Мэтт укоризненно посмотрел на меня, и я кивнул:
– Да, Альцгеймер в ранней стадии. Нет, в туалет сходить я пока не забываю; чтó вчера на ужин ел, тоже помню. Но врач посоветовал стимулировать мыслительную деятельность, кое-какую литературу почитать, фильмы посмотреть. А тут еще этот журналист, который взялся расследовать убийство Видера… Он попросил документы из архива, прислал мне свои изыскания, вот я и решил, что для стимуляции мышления такое расследование гораздо лучше, чем запоминать всякие бесполезные факты. Вдобавок я всегда считал, что дело это провалил из-за пьянства… В общем, потом я тебе позвонил, и вот, приехал.
– Если честно, не знаю, стоило ли ворошить прошлое, – вздохнул Мэтт. – Я тебе про Спэла между прочим сказал, смеха ради. Вот уж не думал, что ты из-за него приедешь. А еще и болезнь эта…
– Знаешь, для меня это очень важно. Я обязан выяснить, что же все-таки тогда произошло и как я убийцу упустил. Через год-другой, в лучшем случае через три, я про Видера напрочь забуду и о том, что копом был, тоже не вспомню. Потому и хочу сейчас все разгрести, – в конце концов, это ведь по моей вине дело нераскрытым осталось.
– Напрасно ты себя этим грузишь… – Мэтт подозвал официантку и попросил кофе. – Мало ли что в жизни бывает – есть белые полосы, а есть и черные. Ты всегда честно служил. Мы тебя все уважали. Ну, знали, что ты выпить не дурак, но надо же как-то стресс снимать, ведь копы каждый день с дерьмом сталкиваются… Так что не вороши прошлое, лучше о себе подумай. – Помолчав, он спросил: – А тебе курс лечения прописали? Таблетки там или еще что…
– Таблетки я пью и всем советам врачей следую, но надеяться особо не на что. Я в интернете про болезнь Альцгеймера почитал, она неизлечима. Так что это вопрос времени. Осталось только договориться, чтобы взяли в дом престарелых, когда совсем худо станет.

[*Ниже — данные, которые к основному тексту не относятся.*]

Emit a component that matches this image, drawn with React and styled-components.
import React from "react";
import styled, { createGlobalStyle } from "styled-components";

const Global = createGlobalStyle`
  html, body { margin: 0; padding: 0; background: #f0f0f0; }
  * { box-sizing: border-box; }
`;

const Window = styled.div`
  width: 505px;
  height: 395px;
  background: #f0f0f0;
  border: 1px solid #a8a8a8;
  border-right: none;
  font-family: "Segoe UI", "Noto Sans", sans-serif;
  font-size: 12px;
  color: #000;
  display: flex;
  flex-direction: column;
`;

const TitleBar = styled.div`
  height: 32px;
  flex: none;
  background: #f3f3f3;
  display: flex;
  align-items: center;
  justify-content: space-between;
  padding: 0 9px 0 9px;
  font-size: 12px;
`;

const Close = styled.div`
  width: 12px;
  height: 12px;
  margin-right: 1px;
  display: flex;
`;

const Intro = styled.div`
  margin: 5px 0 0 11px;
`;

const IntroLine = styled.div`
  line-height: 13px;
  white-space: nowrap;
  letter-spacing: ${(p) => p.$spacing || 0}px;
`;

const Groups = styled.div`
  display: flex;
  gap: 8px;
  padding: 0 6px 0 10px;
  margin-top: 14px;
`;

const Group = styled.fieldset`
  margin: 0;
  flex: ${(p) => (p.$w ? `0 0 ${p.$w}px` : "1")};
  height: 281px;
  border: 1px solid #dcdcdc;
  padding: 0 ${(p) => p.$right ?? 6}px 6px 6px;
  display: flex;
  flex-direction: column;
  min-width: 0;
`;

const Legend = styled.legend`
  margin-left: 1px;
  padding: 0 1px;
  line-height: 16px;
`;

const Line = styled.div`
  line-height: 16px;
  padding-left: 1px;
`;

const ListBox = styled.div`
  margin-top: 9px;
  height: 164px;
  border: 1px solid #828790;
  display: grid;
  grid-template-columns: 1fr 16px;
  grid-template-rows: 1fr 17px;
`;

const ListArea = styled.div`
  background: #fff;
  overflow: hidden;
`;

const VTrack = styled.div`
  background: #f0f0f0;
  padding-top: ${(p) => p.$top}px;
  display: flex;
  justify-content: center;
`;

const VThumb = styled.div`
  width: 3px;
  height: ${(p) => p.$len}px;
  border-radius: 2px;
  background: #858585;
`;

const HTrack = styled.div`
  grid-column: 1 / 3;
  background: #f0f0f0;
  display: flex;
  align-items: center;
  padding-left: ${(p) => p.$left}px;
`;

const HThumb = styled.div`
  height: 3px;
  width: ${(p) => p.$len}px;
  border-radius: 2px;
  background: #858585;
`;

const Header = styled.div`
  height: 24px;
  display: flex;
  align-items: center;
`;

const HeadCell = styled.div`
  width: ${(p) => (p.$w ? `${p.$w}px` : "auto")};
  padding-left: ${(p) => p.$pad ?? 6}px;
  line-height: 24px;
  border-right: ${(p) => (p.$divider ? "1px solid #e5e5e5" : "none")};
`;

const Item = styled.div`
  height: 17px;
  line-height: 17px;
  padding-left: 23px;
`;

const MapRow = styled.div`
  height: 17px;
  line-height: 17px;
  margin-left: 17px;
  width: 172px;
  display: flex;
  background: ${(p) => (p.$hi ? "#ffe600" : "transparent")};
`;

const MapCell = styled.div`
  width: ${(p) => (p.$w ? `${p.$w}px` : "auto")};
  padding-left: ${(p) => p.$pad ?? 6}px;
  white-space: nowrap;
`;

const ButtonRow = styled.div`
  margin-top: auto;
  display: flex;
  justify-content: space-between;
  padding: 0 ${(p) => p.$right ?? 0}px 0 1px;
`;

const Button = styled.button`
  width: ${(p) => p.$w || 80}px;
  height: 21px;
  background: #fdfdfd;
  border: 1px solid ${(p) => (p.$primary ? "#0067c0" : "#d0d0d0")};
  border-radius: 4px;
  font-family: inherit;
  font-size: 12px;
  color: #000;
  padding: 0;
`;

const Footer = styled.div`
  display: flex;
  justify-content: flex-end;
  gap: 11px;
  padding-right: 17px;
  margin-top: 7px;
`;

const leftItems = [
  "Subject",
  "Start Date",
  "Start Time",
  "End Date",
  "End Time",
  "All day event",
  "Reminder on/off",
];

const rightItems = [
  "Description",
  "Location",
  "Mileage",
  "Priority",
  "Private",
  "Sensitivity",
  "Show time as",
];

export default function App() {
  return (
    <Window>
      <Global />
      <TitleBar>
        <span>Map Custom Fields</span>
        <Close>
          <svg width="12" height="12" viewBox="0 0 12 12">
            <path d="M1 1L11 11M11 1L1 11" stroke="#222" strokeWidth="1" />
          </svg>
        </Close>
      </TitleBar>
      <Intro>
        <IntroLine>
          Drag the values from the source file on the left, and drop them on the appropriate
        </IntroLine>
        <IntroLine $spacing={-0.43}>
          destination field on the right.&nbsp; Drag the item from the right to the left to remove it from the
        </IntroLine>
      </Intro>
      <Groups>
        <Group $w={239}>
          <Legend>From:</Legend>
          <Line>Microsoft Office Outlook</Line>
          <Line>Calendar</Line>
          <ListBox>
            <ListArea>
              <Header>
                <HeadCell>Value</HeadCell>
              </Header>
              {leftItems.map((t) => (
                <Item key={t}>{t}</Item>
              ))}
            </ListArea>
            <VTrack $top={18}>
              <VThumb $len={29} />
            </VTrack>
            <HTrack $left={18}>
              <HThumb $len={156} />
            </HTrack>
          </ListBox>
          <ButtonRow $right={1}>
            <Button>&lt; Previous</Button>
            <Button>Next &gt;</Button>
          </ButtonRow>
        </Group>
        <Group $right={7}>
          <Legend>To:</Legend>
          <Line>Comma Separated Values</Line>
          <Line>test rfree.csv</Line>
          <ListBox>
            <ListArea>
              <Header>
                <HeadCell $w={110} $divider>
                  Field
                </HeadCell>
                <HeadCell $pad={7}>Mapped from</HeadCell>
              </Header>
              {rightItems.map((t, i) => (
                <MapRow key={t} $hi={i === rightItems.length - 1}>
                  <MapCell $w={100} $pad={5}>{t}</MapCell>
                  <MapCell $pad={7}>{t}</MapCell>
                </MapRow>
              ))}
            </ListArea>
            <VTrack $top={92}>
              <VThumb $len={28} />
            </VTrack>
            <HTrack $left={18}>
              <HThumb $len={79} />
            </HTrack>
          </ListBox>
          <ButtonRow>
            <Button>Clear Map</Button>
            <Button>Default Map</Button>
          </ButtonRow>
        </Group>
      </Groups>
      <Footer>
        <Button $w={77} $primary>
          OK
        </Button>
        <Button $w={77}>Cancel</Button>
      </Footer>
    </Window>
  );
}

– Может, все-таки переночуешь у нас? Мы б с тобой поговорили…
– Нет, спасибо. Билет менять слишком дорого. Я лучше потом еще раз приеду – делать-то мне все равно нечего.
– Конечно приезжай. Мы тебе всегда рады. Только в тюрьму больше ни ногой.
– Договорились.
Мэтт отвез меня в аэропорт. У меня возникло странное ощущение, что видимся мы в последний раз, и я долго смотрел ему вслед – Мэтт рассекал толпу, как океанский лайнер волны.

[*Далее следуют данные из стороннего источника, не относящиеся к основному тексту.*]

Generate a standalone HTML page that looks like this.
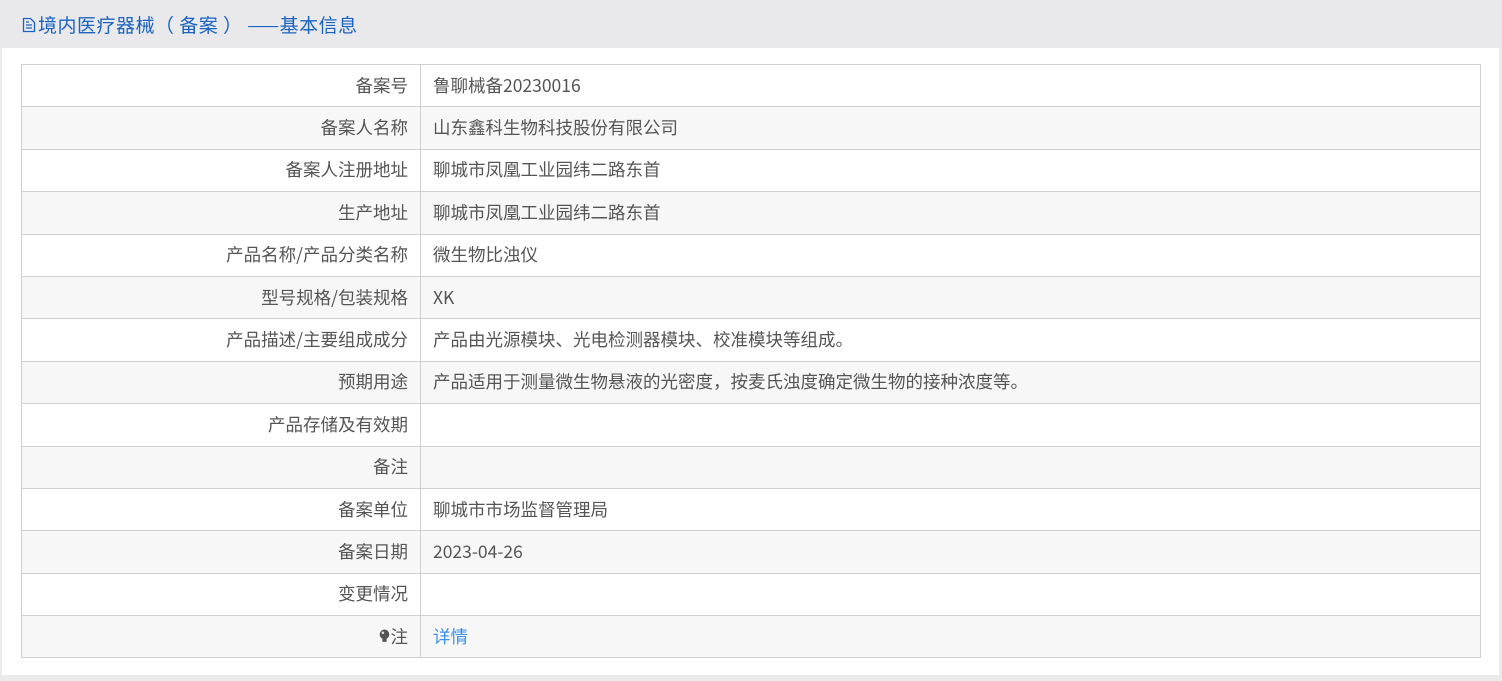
<!DOCTYPE html>
<html><head><meta charset="utf-8"><style>
body{margin:0;background:#ebebeb;font-family:"Noto Sans CJK SC","Liberation Sans",sans-serif;width:1502px;height:681px;overflow:hidden}
.hd{height:48px;background:#e9e9eb;color:#1a63c1;font-size:19px;line-height:50px;padding-left:22px;box-sizing:border-box;position:relative;letter-spacing:0.5px}
.panel{position:absolute;left:2px;top:48px;width:1497px;height:627px;background:#fff}
table{position:absolute;left:19px;top:16px;width:1460px;border-collapse:collapse;font-size:17.5px;color:#555;table-layout:fixed}
td{border:1px solid #d0d0d0;height:41.4px;padding:0;line-height:20px}
td.l{text-align:right;padding-right:12px;box-sizing:border-box}
td.v{padding-left:12px}
tr:nth-child(even) td{background:#f7f7f7}
a{color:#3b8fe8;text-decoration:none}
</style></head><body>
<div class="hd"><svg width="14" height="16" viewBox="0 0 14 16" style="vertical-align:-1px;margin-right:2px"><path d="M1.5 1.5h7l4 4v9h-11z" fill="none" stroke="#1a63c1" stroke-width="1.3"/><path d="M4 8h6M4 11h6M4 5h3" stroke="#1a63c1" stroke-width="1.2"/></svg>境内医疗器械（ 备案 ） ——基本信息</div>
<div class="panel"><table>
<colgroup><col style="width:399px"><col></colgroup>
<tr><td class="l">备案号</td><td class="v">鲁聊械备20230016</td></tr>
<tr><td class="l">备案人名称</td><td class="v">山东鑫科生物科技股份有限公司</td></tr>
<tr><td class="l">备案人注册地址</td><td class="v">聊城市凤凰工业园纬二路东首</td></tr>
<tr><td class="l">生产地址</td><td class="v">聊城市凤凰工业园纬二路东首</td></tr>
<tr><td class="l">产品名称/产品分类名称</td><td class="v">微生物比浊仪</td></tr>
<tr><td class="l">型号规格/包装规格</td><td class="v">XK</td></tr>
<tr><td class="l">产品描述/主要组成成分</td><td class="v">产品由光源模块、光电检测器模块、校准模块等组成。</td></tr>
<tr><td class="l">预期用途</td><td class="v">产品适用于测量微生物悬液的光密度，按麦氏浊度确定微生物的接种浓度等。</td></tr>
<tr><td class="l">产品存储及有效期</td><td class="v"></td></tr>
<tr><td class="l">备注</td><td class="v"></td></tr>
<tr><td class="l">备案单位</td><td class="v">聊城市市场监督管理局</td></tr>
<tr><td class="l">备案日期</td><td class="v">2023-04-26</td></tr>
<tr><td class="l">变更情况</td><td class="v"></td></tr>
<tr><td class="l"><svg width="13" height="15" viewBox="0 0 12 14" style="vertical-align:-1px"><circle cx="6" cy="5" r="4.5" fill="#555"/><rect x="4" y="9" width="4" height="3" fill="#555"/><circle cx="4.5" cy="3.5" r="1.2" fill="#ddd"/></svg>注</td><td class="v"><a>详情</a></td></tr>
</table></div>
</body></html>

Три часа спустя я приземлился в Ньюарке, взял такси и поехал домой. Таксист поставил диск со старыми вещами
Когда расследуешь запутанное и сложное дело, какая-то часть рассудка продолжает об этом думать, даже если мысли заняты другим. Я расплатился с таксистом, открыл входную дверь и на пороге решил, что признание Спэла – чистая правда, лгать ему было незачем. А вот Дерек Симмонс тридцать лет назад соврал следствию. И теперь я собирался выяснить почему.
Глава третья
Два дня спустя я позвонил Симмонсу и тут же отправился к нему, обнаружив адрес в заметках Джона Келлера. Симмонс жил по соседству с полицейским управлением Принстона. Я приехал к нему часа в три пополудни. Тяжелые тучи наконец пролились дождем на черепичные крыши.
Внешности Симмонса я не помнил – когда я расследовал дело, Дереку Симмонсу было слегка за сорок, так что сейчас я ожидал встречи с дряхлым стариком. Однако, несмотря на глубокие морщины и седину, он выглядел гораздо моложе.
Я представился, и он сказал, что смутно помнит следователя, больше похожего на священника, а не на копа. Вспомнив, что Келлер упоминал сожительницу Симмонса, Леонору Филлис, я спросил, где она. Симмонс сказал, что Леонора уехала в Луизиану ухаживать за матерью после операции.